— start of Information provided —
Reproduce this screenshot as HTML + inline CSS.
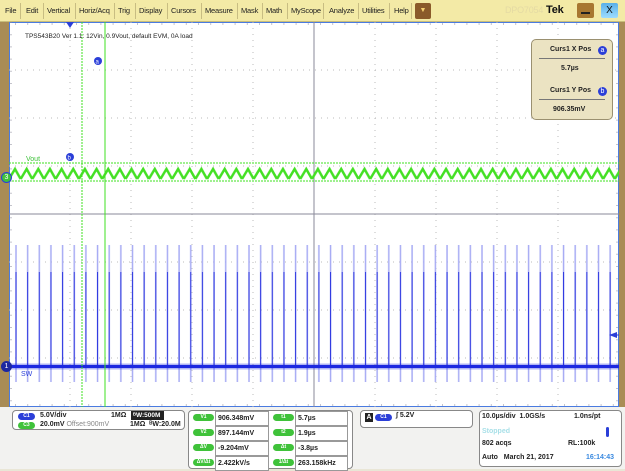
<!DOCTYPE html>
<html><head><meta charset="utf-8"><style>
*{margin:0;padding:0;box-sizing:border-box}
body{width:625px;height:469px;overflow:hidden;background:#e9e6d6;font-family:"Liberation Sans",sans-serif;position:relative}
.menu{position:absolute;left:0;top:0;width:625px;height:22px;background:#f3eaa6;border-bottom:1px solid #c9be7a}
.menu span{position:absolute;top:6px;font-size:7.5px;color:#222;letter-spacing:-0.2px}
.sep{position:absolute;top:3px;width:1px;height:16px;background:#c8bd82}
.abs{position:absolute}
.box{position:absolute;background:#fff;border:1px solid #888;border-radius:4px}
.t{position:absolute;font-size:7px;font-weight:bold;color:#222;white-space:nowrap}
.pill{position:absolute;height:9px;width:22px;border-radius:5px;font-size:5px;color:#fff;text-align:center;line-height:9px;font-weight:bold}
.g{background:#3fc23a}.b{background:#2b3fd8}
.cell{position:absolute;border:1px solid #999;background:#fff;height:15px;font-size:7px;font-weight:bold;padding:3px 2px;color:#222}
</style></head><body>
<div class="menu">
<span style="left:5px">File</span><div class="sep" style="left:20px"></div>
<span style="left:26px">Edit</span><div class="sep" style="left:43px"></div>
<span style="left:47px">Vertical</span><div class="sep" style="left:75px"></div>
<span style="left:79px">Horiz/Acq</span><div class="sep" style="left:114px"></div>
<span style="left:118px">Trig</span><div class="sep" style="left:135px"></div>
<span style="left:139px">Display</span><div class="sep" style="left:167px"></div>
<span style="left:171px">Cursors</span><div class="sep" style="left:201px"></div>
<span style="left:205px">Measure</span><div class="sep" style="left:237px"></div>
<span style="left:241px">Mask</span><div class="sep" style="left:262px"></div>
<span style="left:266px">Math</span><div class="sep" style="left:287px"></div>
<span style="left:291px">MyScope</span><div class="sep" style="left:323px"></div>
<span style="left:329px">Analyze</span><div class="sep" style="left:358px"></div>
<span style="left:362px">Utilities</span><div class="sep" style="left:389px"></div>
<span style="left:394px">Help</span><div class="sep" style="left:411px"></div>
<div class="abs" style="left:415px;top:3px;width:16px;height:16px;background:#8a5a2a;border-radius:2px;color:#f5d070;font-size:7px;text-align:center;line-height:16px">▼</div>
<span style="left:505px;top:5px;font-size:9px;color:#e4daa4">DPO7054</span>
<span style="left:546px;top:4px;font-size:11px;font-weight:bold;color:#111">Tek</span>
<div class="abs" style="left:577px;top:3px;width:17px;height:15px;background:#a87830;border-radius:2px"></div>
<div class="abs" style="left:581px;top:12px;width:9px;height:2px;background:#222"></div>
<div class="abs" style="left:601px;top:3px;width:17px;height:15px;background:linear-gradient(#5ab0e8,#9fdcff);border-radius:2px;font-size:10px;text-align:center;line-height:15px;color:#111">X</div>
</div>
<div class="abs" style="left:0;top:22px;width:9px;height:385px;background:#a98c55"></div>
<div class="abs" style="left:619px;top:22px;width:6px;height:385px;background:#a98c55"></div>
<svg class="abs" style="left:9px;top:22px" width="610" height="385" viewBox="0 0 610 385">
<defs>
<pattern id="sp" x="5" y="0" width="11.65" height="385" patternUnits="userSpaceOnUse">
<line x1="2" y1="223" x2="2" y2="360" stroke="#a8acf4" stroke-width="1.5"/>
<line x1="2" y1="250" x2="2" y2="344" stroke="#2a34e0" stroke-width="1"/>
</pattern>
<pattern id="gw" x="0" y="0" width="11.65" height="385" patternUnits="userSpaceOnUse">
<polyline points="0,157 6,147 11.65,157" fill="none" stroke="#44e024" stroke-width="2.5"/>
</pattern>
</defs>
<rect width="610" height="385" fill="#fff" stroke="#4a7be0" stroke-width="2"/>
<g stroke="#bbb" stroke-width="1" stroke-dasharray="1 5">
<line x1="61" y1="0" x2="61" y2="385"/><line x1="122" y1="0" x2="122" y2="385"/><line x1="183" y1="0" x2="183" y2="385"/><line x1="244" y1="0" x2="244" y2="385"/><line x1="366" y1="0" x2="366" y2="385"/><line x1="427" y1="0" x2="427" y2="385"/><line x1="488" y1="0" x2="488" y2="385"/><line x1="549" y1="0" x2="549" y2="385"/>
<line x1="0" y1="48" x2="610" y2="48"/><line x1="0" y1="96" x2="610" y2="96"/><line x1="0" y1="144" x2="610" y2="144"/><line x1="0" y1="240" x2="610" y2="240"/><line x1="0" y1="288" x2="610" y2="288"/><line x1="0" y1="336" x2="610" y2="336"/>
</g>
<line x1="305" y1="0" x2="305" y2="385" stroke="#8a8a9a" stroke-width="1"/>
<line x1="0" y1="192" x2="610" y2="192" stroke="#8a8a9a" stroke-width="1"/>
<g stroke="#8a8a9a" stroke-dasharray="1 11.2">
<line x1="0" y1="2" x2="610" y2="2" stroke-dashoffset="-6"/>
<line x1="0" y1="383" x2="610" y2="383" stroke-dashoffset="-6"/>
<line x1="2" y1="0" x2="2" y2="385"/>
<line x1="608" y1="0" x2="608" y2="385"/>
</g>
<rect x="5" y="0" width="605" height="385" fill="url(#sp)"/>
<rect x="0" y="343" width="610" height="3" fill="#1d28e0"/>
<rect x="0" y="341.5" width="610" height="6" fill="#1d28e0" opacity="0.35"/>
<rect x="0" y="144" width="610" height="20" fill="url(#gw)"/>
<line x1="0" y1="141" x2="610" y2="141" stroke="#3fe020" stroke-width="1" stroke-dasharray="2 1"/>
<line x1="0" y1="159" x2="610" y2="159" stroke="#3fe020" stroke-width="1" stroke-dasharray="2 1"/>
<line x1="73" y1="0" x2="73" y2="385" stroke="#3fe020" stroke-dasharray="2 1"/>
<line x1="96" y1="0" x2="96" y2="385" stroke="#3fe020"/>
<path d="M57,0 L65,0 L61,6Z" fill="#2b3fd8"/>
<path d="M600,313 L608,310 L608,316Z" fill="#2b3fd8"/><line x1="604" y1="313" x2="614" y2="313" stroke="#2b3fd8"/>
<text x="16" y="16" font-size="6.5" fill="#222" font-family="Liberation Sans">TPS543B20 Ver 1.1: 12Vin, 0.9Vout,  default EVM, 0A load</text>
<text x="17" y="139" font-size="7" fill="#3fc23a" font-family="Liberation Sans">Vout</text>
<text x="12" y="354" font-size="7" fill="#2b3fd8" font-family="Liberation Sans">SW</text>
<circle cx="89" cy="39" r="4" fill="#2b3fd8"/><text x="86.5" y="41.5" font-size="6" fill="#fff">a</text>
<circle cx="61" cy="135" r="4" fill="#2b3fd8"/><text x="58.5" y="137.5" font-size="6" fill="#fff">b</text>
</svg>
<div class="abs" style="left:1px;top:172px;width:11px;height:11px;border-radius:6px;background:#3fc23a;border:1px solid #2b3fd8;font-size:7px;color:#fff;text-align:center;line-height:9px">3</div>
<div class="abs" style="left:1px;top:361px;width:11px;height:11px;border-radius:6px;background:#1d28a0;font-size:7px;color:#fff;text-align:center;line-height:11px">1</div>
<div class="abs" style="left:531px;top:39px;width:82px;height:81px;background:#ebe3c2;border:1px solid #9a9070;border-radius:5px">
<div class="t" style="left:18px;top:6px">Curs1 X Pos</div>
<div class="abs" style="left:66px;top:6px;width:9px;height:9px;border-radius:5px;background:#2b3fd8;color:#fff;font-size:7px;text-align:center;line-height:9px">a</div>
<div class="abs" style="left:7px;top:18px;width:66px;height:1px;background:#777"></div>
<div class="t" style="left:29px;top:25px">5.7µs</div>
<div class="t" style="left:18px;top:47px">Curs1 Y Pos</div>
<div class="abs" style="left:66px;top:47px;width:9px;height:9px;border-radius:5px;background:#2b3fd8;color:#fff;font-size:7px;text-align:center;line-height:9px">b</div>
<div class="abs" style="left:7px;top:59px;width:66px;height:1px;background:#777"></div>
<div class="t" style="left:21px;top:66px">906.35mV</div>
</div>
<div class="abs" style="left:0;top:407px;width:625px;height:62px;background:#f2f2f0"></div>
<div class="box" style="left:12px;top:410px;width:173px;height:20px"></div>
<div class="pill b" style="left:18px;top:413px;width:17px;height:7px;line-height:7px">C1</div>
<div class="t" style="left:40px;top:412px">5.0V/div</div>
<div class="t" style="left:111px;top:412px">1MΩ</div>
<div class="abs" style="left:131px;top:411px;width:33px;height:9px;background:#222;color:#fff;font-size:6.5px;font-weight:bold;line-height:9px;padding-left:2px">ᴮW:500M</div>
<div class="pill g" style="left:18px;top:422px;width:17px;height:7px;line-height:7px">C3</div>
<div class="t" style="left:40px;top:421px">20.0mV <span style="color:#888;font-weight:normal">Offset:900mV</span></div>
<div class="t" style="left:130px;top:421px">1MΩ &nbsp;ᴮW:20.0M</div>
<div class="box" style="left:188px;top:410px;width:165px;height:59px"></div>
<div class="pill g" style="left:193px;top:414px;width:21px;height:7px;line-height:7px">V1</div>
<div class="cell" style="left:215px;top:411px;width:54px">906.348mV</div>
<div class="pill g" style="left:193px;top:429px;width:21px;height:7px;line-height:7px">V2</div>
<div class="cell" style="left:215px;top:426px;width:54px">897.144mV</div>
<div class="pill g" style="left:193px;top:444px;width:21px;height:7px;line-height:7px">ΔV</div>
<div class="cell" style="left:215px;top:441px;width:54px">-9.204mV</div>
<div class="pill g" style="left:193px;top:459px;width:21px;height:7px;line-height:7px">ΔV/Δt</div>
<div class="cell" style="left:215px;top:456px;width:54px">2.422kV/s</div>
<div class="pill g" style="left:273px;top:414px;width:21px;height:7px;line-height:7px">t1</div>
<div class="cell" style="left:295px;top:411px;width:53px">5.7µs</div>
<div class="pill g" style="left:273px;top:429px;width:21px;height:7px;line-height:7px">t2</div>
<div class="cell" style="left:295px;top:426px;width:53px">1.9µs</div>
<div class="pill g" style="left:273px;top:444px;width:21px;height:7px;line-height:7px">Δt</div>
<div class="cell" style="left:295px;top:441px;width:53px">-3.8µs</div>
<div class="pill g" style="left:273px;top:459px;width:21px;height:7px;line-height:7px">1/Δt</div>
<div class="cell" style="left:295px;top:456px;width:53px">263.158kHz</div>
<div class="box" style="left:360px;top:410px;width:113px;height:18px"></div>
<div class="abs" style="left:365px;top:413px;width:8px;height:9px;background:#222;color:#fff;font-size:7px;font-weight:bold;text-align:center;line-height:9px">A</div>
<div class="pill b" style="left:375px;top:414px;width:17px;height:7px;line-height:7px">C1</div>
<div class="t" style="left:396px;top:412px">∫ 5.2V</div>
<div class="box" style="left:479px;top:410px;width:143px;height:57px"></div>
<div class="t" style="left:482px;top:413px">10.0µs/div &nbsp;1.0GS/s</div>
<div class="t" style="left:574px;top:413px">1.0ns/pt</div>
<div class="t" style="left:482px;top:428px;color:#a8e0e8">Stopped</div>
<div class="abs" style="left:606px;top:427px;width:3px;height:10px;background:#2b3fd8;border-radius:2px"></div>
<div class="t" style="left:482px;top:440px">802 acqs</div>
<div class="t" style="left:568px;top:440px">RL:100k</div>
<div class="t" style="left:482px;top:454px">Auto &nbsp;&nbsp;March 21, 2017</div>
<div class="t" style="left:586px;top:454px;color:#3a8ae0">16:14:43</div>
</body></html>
— end of Information provided —
— start of Information provided —
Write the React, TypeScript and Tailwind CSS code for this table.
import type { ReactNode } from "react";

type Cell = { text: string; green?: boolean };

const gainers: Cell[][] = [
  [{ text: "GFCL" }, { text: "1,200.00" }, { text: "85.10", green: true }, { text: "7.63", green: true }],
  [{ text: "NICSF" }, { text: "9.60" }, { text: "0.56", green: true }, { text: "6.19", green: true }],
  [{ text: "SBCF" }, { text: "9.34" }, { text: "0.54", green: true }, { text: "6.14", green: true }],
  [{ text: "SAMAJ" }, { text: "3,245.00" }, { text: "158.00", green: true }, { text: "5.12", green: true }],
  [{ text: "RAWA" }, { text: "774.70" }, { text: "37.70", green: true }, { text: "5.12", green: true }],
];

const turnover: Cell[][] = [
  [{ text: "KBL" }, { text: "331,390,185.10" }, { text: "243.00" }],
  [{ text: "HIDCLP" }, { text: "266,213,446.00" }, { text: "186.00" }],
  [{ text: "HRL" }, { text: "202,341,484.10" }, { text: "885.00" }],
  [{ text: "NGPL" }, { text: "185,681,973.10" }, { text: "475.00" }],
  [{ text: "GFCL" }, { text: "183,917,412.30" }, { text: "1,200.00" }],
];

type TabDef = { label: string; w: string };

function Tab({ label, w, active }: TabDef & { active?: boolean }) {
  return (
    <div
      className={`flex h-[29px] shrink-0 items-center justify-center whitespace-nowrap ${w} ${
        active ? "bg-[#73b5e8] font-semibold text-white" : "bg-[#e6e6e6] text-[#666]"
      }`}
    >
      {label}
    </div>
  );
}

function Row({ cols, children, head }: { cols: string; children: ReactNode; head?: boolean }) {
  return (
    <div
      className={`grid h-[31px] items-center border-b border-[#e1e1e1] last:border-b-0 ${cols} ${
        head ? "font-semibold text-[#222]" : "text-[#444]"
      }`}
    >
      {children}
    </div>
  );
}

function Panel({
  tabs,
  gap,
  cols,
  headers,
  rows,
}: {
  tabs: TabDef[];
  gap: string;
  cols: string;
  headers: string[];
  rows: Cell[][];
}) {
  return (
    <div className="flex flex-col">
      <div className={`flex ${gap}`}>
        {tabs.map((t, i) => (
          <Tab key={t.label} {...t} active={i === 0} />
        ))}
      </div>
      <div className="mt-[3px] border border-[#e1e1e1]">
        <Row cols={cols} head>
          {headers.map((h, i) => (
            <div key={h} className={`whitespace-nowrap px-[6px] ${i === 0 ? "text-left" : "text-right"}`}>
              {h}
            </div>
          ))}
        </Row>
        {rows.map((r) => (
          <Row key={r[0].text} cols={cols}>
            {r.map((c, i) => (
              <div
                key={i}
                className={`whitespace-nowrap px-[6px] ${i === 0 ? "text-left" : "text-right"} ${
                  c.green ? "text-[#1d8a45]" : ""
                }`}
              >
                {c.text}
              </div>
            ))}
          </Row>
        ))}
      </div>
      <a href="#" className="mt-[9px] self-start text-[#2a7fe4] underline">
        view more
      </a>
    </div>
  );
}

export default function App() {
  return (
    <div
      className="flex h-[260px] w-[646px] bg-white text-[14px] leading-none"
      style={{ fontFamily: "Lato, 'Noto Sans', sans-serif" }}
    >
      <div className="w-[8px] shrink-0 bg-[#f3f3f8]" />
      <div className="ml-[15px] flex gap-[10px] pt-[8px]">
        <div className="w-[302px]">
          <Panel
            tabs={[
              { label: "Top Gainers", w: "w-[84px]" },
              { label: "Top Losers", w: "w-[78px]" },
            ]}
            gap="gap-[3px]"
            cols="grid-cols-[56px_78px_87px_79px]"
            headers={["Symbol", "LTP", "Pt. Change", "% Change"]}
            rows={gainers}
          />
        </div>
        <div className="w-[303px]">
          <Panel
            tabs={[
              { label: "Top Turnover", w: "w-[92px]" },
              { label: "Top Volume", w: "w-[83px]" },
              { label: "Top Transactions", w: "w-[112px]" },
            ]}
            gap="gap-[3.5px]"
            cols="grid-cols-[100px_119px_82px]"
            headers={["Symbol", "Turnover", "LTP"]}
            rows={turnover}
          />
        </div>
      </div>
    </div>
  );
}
— end of Information provided —
— start of Information provided —
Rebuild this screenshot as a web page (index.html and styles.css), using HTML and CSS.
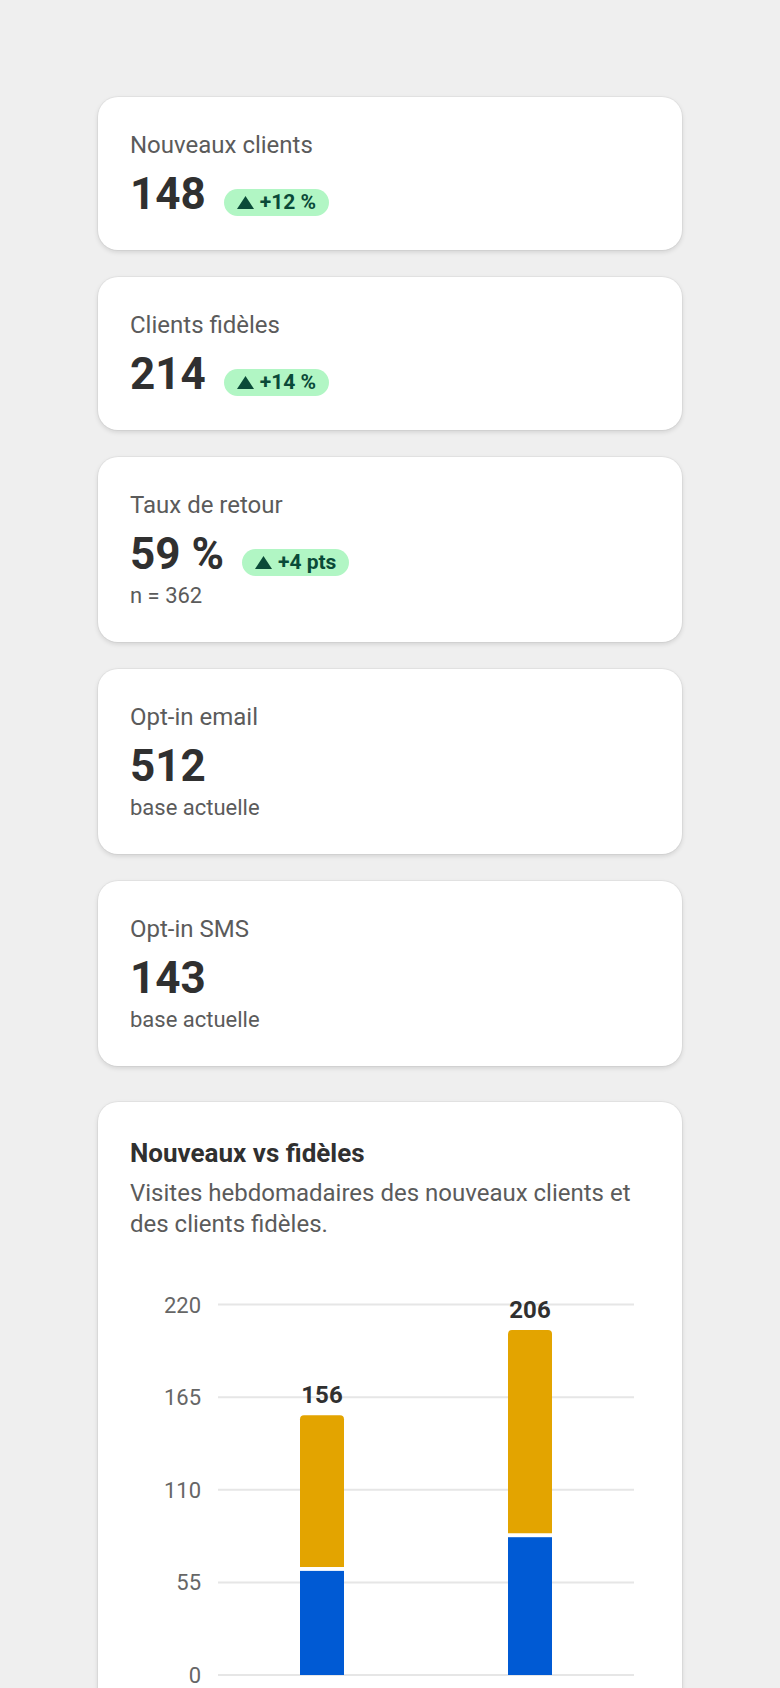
— end of Information provided —
_Goal of the exercise_
Collect each line of the entries that has the word "screenshot", copying it in full.

_Task result_
Reproduce this screenshot as HTML + inline CSS.
Rebuild this screenshot as a web page (index.html and styles.css), using HTML and CSS.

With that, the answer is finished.